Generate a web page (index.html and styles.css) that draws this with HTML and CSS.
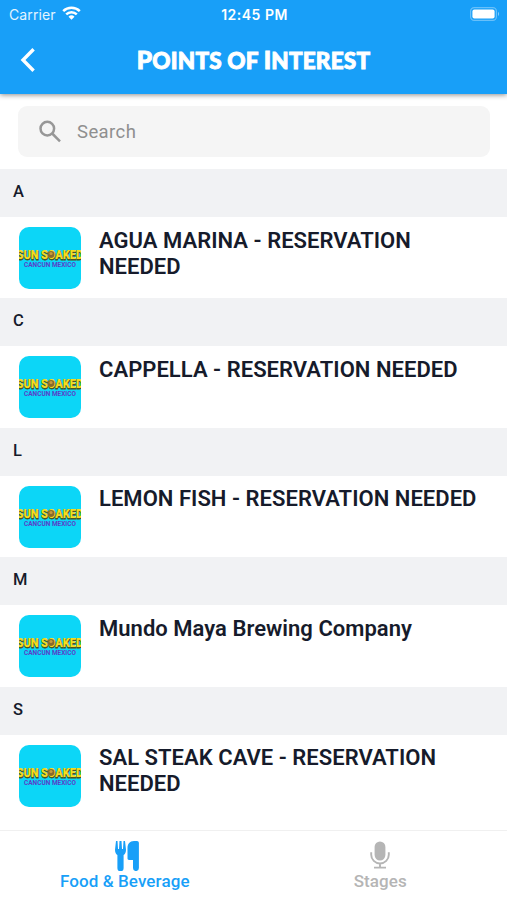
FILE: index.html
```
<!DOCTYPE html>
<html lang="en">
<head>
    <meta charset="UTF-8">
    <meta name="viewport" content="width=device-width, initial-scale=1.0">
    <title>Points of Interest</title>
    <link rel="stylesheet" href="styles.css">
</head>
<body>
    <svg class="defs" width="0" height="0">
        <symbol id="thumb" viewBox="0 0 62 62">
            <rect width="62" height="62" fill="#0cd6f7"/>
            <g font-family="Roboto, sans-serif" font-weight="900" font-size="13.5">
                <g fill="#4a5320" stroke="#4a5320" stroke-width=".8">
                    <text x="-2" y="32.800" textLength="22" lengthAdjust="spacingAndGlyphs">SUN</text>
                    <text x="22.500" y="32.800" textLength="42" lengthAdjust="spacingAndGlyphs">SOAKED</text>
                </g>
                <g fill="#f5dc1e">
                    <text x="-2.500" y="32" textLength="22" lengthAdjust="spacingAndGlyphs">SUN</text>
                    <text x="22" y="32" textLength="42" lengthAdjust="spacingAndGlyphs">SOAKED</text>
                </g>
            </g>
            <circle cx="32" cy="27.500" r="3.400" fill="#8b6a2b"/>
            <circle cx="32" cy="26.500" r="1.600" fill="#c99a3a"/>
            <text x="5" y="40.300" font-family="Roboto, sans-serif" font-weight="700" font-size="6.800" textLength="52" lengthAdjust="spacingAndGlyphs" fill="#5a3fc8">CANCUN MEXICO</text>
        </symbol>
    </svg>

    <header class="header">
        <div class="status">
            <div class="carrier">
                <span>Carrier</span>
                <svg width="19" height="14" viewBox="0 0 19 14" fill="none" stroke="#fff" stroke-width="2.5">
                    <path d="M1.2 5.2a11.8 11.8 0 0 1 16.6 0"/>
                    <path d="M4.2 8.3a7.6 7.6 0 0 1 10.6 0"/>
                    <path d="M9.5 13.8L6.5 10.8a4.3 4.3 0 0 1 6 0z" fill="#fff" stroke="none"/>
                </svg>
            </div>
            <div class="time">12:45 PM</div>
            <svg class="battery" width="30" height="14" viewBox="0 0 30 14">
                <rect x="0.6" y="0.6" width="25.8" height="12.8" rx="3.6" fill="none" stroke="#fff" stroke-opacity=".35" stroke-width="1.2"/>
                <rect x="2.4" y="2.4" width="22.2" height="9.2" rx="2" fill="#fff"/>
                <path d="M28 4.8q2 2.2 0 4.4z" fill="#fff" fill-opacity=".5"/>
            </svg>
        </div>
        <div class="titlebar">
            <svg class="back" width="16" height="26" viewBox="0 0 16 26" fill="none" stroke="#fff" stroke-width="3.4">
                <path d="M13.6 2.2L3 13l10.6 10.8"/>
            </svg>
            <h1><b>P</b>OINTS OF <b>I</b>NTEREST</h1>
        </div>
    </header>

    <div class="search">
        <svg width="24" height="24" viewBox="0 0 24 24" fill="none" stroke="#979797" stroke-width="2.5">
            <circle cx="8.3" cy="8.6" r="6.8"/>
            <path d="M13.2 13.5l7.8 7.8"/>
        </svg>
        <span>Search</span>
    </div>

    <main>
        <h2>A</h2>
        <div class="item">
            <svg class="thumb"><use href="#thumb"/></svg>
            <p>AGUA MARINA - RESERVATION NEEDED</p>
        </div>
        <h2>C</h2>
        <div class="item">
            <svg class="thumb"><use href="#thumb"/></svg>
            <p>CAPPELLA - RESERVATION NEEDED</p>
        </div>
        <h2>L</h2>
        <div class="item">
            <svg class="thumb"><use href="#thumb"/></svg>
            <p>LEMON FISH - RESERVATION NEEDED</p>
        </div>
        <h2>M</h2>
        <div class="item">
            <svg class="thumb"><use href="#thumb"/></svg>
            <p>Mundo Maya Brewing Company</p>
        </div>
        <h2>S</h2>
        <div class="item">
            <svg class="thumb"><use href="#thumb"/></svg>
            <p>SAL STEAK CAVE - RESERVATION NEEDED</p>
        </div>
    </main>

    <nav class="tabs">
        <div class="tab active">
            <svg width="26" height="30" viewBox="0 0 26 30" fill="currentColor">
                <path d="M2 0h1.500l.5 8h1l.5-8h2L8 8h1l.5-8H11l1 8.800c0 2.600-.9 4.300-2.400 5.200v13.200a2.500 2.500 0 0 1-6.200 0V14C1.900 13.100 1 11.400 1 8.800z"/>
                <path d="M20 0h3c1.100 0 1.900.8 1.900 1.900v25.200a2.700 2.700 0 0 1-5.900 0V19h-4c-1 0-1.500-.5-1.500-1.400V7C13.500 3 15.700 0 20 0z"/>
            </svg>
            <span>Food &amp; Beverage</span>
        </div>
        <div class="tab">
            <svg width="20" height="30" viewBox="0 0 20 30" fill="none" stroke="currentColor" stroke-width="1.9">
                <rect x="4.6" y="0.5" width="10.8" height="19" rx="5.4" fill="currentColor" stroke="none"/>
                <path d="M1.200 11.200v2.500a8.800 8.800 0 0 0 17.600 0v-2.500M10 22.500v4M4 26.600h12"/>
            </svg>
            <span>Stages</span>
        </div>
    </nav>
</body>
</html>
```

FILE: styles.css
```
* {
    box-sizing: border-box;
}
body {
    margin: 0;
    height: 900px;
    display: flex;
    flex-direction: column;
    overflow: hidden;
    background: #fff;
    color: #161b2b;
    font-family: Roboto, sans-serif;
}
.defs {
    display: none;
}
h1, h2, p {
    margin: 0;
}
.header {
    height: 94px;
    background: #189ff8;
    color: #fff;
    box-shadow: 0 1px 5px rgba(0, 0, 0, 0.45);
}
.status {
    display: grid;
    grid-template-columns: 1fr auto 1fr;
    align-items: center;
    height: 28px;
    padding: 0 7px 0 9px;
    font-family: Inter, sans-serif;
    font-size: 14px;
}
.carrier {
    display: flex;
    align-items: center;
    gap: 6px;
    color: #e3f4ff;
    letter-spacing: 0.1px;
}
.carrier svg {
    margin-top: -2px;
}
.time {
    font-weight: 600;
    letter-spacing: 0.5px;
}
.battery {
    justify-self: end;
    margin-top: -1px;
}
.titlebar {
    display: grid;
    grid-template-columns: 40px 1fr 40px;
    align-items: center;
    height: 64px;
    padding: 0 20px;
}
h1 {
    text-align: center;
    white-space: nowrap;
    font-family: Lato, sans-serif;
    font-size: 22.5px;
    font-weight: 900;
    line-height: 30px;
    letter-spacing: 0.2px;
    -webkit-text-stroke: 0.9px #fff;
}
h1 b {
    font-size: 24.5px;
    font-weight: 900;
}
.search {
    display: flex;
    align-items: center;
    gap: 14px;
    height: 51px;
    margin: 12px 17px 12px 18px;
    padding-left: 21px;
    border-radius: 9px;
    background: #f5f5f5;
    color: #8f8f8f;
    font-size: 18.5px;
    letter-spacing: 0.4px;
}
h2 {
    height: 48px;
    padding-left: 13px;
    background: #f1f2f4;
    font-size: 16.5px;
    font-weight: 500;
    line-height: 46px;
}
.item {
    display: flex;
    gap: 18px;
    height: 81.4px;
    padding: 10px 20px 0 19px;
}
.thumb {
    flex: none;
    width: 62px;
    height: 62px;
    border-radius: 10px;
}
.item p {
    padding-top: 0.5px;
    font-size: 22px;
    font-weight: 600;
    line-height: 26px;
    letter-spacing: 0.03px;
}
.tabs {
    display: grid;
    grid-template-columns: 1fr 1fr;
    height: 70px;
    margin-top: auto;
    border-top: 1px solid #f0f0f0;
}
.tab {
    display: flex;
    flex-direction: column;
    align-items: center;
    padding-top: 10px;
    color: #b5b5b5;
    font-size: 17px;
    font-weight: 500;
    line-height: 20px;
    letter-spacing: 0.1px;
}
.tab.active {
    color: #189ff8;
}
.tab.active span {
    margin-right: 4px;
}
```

* * * * * * *

## Exercise prompt:
Extract all lines containing the word "html".

## The solution:
Generate a web page (index.html and styles.css) that draws this with HTML and CSS.
FILE: index.html
<!DOCTYPE html>
<html lang="en">
</html>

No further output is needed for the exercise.